>> BEGIN Dataset records

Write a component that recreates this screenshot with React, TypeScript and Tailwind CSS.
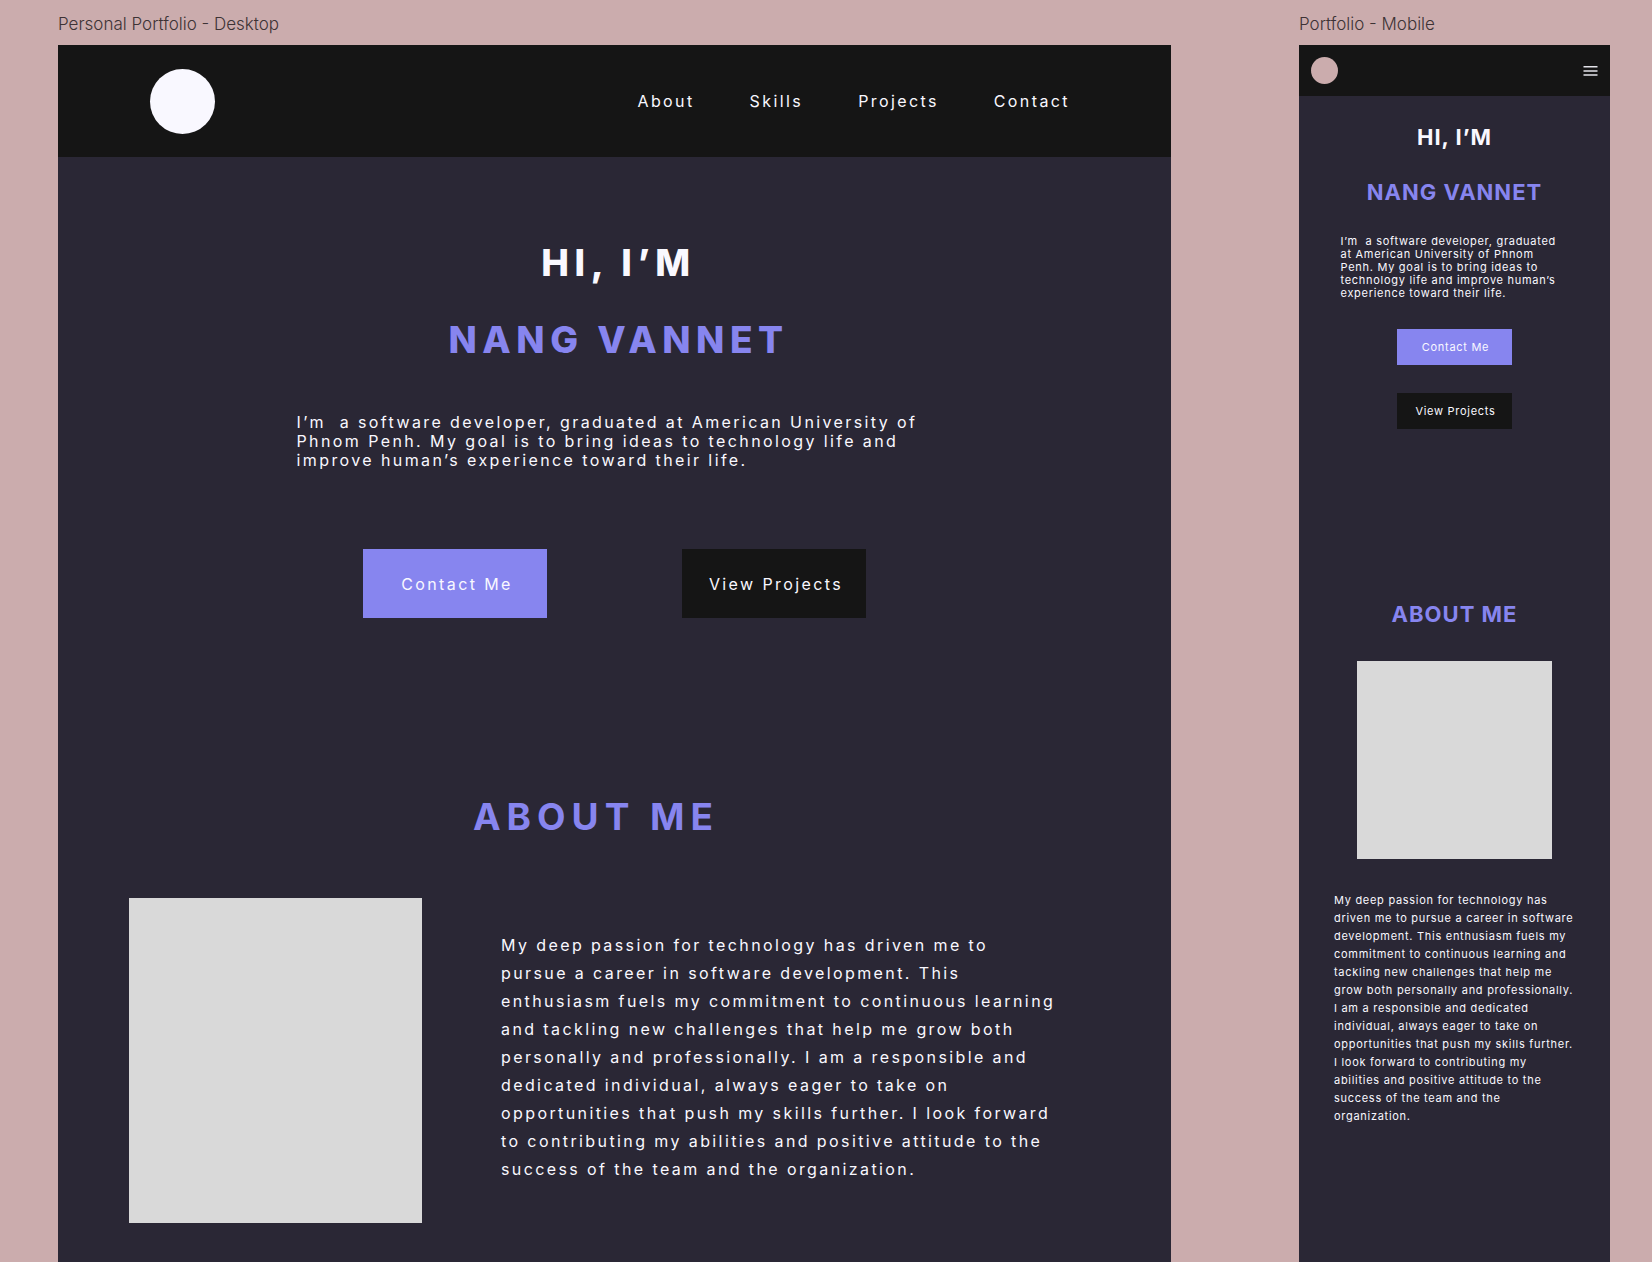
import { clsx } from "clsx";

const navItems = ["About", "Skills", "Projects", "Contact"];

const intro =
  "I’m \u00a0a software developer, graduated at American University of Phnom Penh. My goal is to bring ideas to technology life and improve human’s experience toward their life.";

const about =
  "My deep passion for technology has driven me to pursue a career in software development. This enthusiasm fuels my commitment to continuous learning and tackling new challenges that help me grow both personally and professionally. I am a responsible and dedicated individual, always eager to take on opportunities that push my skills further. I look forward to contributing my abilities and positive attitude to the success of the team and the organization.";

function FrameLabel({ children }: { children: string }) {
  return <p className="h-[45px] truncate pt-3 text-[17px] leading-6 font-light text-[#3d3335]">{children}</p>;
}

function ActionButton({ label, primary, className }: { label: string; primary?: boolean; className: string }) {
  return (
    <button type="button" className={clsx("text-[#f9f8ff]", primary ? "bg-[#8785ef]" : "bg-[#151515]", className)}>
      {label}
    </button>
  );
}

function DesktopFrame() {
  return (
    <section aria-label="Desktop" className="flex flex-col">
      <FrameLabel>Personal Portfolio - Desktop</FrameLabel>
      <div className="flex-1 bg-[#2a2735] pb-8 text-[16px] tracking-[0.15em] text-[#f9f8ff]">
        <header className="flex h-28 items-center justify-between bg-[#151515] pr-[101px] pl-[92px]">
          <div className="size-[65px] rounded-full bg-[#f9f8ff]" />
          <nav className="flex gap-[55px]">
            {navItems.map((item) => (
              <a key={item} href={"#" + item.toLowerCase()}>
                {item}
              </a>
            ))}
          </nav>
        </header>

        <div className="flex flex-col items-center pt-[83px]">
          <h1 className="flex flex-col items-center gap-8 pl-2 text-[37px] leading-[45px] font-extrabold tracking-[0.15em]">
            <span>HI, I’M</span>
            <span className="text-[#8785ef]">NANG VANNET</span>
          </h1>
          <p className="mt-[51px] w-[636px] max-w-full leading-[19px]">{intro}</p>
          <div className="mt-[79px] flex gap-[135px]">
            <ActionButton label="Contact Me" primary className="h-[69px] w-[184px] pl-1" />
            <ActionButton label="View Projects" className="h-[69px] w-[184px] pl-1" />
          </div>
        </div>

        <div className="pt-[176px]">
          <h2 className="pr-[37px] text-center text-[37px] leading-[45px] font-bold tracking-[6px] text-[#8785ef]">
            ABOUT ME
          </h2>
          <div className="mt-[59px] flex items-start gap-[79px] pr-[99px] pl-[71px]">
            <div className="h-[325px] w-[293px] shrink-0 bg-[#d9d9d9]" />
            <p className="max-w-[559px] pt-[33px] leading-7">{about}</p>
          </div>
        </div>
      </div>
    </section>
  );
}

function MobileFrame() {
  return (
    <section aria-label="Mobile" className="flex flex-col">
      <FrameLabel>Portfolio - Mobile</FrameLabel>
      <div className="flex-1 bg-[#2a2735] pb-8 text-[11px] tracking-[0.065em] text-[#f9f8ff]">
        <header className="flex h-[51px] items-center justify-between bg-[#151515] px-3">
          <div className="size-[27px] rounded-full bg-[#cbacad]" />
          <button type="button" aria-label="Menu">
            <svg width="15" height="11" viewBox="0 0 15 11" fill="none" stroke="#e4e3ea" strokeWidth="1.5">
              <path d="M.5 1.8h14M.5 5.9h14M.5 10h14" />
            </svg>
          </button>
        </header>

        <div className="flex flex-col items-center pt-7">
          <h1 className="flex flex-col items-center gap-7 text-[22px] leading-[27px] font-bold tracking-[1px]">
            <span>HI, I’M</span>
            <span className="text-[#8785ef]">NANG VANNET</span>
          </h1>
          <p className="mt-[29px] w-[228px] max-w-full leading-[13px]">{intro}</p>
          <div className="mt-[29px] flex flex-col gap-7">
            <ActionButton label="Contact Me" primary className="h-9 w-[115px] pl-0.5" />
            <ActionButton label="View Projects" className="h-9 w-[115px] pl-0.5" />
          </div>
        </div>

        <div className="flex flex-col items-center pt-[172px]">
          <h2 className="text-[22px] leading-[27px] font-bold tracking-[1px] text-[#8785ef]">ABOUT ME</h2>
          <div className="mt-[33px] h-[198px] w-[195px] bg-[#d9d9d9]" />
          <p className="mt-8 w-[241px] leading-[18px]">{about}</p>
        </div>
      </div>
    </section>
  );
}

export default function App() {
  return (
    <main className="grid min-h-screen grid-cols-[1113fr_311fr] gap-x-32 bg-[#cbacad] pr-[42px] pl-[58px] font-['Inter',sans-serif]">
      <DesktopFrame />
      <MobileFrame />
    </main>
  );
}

>> END Dataset records
>> BEGIN Dataset records

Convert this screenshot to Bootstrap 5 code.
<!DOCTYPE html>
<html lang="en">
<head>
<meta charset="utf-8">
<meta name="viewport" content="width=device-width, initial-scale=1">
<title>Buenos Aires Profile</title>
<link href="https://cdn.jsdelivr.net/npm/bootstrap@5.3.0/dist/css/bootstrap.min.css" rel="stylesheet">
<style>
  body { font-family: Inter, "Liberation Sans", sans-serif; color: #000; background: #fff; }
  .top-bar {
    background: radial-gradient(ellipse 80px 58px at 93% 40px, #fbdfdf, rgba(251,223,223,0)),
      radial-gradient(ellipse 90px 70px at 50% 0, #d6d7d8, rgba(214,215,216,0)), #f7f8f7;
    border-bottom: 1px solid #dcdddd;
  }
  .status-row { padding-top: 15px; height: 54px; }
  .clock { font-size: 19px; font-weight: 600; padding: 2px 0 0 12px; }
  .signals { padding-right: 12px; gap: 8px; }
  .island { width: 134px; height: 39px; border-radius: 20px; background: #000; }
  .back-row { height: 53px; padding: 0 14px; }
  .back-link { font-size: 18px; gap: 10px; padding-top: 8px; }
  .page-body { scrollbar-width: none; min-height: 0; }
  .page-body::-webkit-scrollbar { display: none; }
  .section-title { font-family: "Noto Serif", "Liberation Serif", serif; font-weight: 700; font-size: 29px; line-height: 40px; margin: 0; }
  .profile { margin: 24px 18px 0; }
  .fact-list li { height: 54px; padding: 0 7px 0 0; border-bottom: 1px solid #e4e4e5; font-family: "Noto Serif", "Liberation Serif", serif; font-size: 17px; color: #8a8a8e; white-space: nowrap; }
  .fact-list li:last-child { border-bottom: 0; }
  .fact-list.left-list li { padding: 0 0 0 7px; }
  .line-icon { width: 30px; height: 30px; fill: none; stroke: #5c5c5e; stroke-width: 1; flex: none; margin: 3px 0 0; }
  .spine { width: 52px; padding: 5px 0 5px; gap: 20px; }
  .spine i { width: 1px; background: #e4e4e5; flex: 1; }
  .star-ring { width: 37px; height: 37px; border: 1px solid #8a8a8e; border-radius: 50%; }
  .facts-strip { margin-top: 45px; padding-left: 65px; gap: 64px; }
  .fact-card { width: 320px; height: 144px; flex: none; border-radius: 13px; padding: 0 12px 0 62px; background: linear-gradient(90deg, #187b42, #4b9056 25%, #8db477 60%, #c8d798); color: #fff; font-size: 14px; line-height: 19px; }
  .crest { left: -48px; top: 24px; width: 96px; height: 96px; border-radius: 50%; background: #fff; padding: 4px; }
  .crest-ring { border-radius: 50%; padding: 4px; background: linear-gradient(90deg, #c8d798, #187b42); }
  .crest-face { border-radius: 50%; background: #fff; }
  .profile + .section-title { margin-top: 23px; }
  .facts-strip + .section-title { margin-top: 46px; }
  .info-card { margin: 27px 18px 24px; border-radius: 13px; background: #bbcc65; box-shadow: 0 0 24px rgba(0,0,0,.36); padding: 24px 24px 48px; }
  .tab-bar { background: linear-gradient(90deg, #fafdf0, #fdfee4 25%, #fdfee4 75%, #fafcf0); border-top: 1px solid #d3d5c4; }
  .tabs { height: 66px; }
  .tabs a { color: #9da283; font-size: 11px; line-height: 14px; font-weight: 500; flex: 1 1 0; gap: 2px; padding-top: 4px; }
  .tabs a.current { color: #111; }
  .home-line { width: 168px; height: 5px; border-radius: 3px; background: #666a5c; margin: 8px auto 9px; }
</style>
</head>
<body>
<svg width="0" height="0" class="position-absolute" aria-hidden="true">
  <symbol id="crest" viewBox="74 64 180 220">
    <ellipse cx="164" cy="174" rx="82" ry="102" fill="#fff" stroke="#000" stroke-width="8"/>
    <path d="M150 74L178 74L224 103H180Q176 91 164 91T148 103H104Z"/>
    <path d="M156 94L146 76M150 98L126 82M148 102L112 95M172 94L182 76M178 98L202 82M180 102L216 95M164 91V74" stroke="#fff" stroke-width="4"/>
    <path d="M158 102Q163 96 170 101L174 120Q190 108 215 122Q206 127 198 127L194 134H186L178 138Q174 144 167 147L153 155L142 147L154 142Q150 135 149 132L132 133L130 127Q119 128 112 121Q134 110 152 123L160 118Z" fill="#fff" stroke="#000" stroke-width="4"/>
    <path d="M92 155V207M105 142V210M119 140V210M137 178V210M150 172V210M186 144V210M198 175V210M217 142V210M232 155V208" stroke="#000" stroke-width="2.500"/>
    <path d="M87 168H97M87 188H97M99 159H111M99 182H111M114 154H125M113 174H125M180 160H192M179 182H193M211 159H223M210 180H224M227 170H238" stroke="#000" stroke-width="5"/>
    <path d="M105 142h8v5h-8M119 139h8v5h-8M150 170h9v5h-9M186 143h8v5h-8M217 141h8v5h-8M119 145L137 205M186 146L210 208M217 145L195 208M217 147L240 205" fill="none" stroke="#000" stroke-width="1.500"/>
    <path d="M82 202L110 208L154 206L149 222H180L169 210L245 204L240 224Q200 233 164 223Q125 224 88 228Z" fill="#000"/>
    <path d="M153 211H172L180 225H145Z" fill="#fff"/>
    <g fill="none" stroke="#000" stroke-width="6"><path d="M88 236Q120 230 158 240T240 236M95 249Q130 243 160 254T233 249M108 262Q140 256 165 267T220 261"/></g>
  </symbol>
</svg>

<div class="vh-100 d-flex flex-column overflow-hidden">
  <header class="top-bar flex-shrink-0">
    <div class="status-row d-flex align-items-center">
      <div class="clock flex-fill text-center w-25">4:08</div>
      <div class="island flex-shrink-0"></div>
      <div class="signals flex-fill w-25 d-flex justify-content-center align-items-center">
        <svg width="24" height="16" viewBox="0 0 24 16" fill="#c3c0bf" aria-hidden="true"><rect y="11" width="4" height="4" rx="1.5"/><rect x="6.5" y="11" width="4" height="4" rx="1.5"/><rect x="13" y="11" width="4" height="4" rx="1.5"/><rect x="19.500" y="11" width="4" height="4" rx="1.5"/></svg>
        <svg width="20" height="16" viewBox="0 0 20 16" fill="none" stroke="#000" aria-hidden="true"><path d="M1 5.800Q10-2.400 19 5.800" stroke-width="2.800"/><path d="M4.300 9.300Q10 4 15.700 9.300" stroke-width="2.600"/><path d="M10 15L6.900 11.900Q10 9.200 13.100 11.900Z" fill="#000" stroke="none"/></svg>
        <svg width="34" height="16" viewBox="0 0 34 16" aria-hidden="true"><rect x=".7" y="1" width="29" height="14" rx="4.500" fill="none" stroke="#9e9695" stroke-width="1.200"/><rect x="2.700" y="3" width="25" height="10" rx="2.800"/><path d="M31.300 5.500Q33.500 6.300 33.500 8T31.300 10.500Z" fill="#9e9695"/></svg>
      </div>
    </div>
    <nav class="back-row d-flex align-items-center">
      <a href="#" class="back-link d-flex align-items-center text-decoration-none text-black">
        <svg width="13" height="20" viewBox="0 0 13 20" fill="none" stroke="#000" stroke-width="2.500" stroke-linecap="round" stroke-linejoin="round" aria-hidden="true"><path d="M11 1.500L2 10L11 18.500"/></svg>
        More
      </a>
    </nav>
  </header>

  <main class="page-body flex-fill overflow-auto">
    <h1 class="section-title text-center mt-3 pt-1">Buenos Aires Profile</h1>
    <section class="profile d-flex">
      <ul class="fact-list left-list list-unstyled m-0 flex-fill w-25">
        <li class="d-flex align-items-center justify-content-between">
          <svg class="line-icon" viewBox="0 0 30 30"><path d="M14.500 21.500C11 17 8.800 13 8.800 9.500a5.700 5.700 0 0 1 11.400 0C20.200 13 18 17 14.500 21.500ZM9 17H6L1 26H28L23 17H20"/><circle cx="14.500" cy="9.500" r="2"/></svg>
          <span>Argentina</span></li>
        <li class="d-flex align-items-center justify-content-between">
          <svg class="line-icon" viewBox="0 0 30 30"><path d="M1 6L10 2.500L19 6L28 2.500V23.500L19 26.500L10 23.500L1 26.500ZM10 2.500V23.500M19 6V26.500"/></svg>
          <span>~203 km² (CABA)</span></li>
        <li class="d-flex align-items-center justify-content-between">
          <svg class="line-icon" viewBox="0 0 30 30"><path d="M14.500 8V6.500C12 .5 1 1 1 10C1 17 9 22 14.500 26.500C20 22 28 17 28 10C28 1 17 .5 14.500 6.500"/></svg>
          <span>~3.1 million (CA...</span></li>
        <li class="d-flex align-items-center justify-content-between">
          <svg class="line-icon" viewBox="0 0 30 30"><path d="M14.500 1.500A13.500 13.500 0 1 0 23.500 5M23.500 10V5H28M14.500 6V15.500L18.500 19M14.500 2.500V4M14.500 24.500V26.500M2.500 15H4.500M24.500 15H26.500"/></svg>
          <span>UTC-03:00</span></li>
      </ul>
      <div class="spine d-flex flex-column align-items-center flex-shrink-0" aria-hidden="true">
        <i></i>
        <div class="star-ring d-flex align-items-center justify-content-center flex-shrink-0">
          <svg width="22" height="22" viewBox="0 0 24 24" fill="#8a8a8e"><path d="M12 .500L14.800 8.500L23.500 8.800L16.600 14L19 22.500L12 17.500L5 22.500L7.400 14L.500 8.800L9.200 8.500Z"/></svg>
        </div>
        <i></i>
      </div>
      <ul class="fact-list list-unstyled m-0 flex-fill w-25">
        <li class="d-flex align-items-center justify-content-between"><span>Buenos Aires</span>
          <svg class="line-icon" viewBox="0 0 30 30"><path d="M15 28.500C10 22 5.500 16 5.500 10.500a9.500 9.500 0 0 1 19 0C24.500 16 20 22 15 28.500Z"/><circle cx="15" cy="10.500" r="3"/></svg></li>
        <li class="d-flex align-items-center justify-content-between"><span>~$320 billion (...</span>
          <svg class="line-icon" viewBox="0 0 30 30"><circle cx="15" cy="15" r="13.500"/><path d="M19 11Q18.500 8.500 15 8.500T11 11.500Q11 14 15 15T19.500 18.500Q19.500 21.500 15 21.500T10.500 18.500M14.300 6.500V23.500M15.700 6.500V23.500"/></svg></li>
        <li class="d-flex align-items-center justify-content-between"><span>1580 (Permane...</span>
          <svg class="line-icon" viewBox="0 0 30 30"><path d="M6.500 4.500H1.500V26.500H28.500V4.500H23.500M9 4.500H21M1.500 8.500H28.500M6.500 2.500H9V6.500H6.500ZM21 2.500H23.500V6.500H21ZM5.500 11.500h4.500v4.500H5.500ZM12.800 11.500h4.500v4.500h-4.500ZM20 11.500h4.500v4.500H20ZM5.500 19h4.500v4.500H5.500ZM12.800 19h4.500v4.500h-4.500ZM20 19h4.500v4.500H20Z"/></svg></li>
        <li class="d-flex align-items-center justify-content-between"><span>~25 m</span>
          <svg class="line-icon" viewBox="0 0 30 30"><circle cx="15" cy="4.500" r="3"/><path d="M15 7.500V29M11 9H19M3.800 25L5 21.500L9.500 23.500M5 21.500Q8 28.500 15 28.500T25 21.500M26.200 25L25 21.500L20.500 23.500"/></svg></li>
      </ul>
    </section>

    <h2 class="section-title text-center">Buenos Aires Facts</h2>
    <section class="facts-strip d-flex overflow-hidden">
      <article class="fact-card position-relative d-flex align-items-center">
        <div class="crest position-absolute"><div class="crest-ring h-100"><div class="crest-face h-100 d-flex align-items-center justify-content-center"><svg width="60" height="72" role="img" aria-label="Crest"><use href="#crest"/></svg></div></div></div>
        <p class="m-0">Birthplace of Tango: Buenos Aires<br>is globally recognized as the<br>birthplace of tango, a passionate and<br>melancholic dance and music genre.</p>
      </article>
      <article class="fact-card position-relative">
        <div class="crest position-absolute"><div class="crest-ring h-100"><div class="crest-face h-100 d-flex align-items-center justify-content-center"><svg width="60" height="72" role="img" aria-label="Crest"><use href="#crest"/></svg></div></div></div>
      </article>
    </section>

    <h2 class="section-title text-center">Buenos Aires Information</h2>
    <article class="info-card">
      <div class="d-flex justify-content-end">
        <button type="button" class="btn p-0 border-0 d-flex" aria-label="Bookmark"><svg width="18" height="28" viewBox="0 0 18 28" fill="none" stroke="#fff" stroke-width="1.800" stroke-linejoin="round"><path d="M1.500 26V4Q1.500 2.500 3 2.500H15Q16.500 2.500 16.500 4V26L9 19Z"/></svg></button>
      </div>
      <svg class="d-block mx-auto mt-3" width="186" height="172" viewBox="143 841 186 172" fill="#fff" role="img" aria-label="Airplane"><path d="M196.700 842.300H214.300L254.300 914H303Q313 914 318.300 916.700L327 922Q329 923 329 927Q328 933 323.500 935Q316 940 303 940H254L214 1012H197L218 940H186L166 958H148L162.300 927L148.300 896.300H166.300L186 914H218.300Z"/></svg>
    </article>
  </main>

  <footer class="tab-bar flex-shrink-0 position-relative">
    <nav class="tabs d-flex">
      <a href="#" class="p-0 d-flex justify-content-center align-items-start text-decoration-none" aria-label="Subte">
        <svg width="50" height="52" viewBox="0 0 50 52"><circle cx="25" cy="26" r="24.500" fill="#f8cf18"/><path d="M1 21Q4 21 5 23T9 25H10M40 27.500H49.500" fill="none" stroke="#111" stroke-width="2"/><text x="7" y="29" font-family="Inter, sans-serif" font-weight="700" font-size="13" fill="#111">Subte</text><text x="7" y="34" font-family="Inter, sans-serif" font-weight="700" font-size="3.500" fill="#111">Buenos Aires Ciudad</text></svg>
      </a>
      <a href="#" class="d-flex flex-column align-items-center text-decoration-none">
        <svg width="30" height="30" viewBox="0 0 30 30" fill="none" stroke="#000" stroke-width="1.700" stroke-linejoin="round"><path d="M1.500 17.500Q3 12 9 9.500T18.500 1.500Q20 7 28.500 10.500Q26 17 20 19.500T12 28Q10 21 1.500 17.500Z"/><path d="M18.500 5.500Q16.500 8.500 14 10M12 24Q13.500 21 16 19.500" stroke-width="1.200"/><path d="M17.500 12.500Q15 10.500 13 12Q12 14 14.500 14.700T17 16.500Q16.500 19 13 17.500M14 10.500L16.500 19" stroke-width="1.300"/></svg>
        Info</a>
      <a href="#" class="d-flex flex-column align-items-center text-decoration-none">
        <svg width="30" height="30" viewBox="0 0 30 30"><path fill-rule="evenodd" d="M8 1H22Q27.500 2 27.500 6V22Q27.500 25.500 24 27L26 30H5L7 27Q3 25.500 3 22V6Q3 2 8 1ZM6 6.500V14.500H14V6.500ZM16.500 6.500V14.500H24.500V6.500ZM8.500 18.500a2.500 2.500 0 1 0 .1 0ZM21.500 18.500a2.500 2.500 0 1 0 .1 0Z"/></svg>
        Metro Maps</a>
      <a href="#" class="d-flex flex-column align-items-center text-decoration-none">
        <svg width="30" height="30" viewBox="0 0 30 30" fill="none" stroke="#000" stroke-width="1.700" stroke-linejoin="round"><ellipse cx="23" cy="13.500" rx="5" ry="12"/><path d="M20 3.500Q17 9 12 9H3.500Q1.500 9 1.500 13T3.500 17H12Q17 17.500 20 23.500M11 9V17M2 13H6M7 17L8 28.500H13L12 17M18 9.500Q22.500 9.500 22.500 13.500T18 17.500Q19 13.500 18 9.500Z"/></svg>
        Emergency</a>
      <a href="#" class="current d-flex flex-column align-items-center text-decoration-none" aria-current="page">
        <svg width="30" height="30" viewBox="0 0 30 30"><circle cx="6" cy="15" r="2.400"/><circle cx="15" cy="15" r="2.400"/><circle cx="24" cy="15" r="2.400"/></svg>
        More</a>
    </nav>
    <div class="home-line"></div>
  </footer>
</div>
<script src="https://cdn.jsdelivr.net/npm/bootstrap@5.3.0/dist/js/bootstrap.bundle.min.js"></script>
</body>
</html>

>> END Dataset records

### Objective
Begin at the line containing "Write a component", end at the line containing "software developer, graduated", and copy those lines word for word, both included. Skip pictures.

### Written answer
Write a component that recreates this screenshot with React, TypeScript and Tailwind CSS.
import { clsx } from "clsx";

const navItems = ["About", "Skills", "Projects", "Contact"];

const intro =
  "I’m \u00a0a software developer, graduated at American University of Phnom Penh. My goal is to bring ideas to technology life and improve human’s experience toward their life.";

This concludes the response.